#### [Information provided]
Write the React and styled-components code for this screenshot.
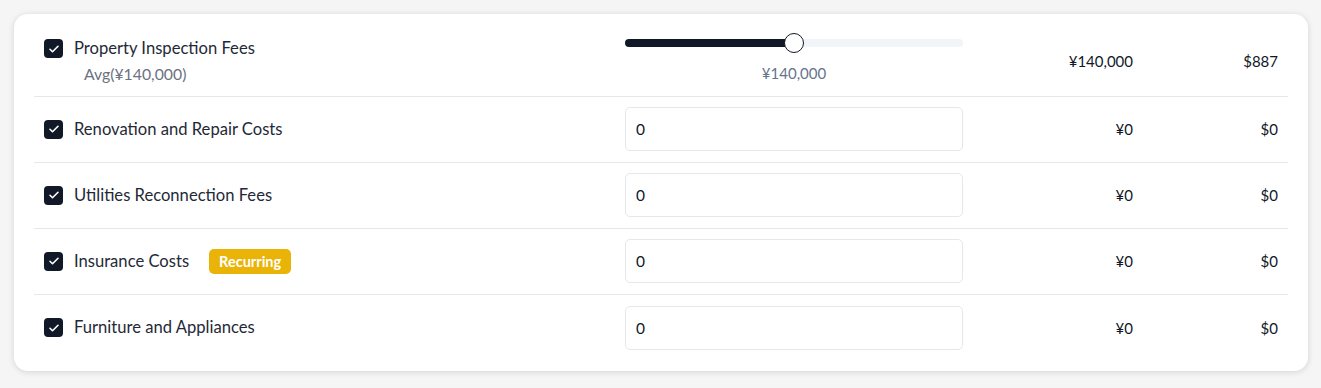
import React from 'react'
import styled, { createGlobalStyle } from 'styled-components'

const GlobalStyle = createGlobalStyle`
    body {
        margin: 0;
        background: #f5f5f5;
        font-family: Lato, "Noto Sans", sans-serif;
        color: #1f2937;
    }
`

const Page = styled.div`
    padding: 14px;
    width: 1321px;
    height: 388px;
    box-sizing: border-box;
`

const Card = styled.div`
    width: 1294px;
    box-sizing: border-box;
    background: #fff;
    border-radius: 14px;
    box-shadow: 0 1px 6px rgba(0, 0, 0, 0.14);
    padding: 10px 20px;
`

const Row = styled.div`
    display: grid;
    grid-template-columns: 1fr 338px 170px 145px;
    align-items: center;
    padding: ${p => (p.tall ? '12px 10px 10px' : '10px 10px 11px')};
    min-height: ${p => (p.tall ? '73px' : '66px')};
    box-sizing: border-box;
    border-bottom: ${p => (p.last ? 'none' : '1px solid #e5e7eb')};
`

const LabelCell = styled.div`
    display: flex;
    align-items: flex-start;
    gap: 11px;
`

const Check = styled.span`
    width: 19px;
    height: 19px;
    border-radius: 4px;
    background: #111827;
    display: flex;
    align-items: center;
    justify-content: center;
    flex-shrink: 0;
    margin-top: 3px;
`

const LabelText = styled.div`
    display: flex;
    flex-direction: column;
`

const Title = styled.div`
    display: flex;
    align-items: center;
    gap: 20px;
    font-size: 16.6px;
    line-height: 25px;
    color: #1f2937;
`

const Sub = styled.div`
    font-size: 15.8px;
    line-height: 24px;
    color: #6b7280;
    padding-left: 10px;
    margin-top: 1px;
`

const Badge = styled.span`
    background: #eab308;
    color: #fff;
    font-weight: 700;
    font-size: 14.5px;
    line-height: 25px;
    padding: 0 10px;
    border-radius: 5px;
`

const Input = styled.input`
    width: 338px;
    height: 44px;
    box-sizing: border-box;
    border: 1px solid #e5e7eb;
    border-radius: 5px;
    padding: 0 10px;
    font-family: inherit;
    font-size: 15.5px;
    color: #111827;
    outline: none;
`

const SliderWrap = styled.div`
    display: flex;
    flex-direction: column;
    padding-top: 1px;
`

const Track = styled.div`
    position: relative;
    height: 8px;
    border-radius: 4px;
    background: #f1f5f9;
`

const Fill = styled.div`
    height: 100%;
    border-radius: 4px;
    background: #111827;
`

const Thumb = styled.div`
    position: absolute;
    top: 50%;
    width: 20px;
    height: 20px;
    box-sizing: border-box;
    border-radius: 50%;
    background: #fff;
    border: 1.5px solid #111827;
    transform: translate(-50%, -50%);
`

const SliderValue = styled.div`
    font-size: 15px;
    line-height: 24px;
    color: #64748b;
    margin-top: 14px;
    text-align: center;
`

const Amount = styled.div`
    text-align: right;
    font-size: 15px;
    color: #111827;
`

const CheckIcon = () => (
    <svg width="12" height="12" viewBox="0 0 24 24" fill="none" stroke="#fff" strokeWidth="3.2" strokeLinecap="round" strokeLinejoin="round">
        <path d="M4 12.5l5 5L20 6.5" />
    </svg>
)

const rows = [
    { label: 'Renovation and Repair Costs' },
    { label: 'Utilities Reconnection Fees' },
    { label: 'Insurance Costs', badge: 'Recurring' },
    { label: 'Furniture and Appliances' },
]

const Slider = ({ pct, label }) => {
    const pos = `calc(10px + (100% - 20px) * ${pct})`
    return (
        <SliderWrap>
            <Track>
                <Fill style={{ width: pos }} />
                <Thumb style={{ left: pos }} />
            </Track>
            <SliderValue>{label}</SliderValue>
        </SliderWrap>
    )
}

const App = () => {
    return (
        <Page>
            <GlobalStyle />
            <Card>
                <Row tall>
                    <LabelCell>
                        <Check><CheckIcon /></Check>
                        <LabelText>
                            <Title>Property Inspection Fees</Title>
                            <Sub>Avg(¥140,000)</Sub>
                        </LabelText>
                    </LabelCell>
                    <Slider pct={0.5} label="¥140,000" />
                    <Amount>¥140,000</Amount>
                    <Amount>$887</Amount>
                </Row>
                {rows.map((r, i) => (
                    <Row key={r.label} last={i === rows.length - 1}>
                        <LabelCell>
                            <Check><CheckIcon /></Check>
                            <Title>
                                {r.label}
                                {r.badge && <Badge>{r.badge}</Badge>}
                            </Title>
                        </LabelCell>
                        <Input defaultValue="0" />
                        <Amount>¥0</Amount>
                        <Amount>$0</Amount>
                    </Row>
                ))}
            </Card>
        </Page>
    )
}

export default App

#### [Required task]
Write out the data precisely as given, excluding the pictures.

#### [Completed exercise]
Write the React and styled-components code for this screenshot.
import React from 'react'
import styled, { createGlobalStyle } from 'styled-components'

const GlobalStyle = createGlobalStyle`
    body {
        margin: 0;
        background: #f5f5f5;
        font-family: Lato, "Noto Sans", sans-serif;
        color: #1f2937;
    }
`

const Page = styled.div`
    padding: 14px;
    width: 1321px;
    height: 388px;
    box-sizing: border-box;
`

const Card = styled.div`
    width: 1294px;
    box-sizing: border-box;
    background: #fff;
    border-radius: 14px;
    box-shadow: 0 1px 6px rgba(0, 0, 0, 0.14);
    padding: 10px 20px;
`

const Row = styled.div`
    display: grid;
    grid-template-columns: 1fr 338px 170px 145px;
    align-items: center;
    padding: ${p => (p.tall ? '12px 10px 10px' : '10px 10px 11px')};
    min-height: ${p => (p.tall ? '73px' : '66px')};
    box-sizing: border-box;
    border-bottom: ${p => (p.last ? 'none' : '1px solid #e5e7eb')};
`

const LabelCell = styled.div`
    display: flex;
    align-items: flex-start;
    gap: 11px;
`

const Check = styled.span`
    width: 19px;
    height: 19px;
    border-radius: 4px;
    background: #111827;
    display: flex;
    align-items: center;
    justify-content: center;
    flex-shrink: 0;
    margin-top: 3px;
`

const LabelText = styled.div`
    display: flex;
    flex-direction: column;
`

const Title = styled.div`
    display: flex;
    align-items: center;
    gap: 20px;
    font-size: 16.6px;
    line-height: 25px;
    color: #1f2937;
`

const Sub = styled.div`
    font-size: 15.8px;
    line-height: 24px;
    color: #6b7280;
    padding-left: 10px;
    margin-top: 1px;
`

const Badge = styled.span`
    background: #eab308;
    color: #fff;
    font-weight: 700;
    font-size: 14.5px;
    line-height: 25px;
    padding: 0 10px;
    border-radius: 5px;
`

const Input = styled.input`
    width: 338px;
    height: 44px;
    box-sizing: border-box;
    border: 1px solid #e5e7eb;
    border-radius: 5px;
    padding: 0 10px;
    font-family: inherit;
    font-size: 15.5px;
    color: #111827;
    outline: none;
`

const SliderWrap = styled.div`
    display: flex;
    flex-direction: column;
    padding-top: 1px;
`

const Track = styled.div`
    position: relative;
    height: 8px;
    border-radius: 4px;
    background: #f1f5f9;
`

const Fill = styled.div`
    height: 100%;
    border-radius: 4px;
    background: #111827;
`

const Thumb = styled.div`
    position: absolute;
    top: 50%;
    width: 20px;
    height: 20px;
    box-sizing: border-box;
    border-radius: 50%;
    background: #fff;
    border: 1.5px solid #111827;
    transform: translate(-50%, -50%);
`

const SliderValue = styled.div`
    font-size: 15px;
    line-height: 24px;
    color: #64748b;
    margin-top: 14px;
    text-align: center;
`

const Amount = styled.div`
    text-align: right;
    font-size: 15px;
    color: #111827;
`

const CheckIcon = () => (
    <svg width="12" height="12" viewBox="0 0 24 24" fill="none" stroke="#fff" strokeWidth="3.2" strokeLinecap="round" strokeLinejoin="round">
        <path d="M4 12.5l5 5L20 6.5" />
    </svg>
)

const rows = [
    { label: 'Renovation and Repair Costs' },
    { label: 'Utilities Reconnection Fees' },
    { label: 'Insurance Costs', badge: 'Recurring' },
    { label: 'Furniture and Appliances' },
]

const Slider = ({ pct, label }) => {
    const pos = `calc(10px + (100% - 20px) * ${pct})`
    return (
        <SliderWrap>
            <Track>
                <Fill style={{ width: pos }} />
                <Thumb style={{ left: pos }} />
            </Track>
            <SliderValue>{label}</SliderValue>
        </SliderWrap>
    )
}

const App = () => {
    return (
        <Page>
            <GlobalStyle />
            <Card>
                <Row tall>
                    <LabelCell>
                        <Check><CheckIcon /></Check>
                        <LabelText>
                            <Title>Property Inspection Fees</Title>
                            <Sub>Avg(¥140,000)</Sub>
                        </LabelText>
                    </LabelCell>
                    <Slider pct={0.5} label="¥140,000" />
                    <Amount>¥140,000</Amount>
                    <Amount>$887</Amount>
                </Row>
                {rows.map((r, i) => (
                    <Row key={r.label} last={i === rows.length - 1}>
                        <LabelCell>
                            <Check><CheckIcon /></Check>
                            <Title>
                                {r.label}
                                {r.badge && <Badge>{r.badge}</Badge>}
                            </Title>
                        </LabelCell>
                        <Input defaultValue="0" />
                        <Amount>¥0</Amount>
                        <Amount>$0</Amount>
                    </Row>
                ))}
            </Card>
        </Page>
    )
}

export default App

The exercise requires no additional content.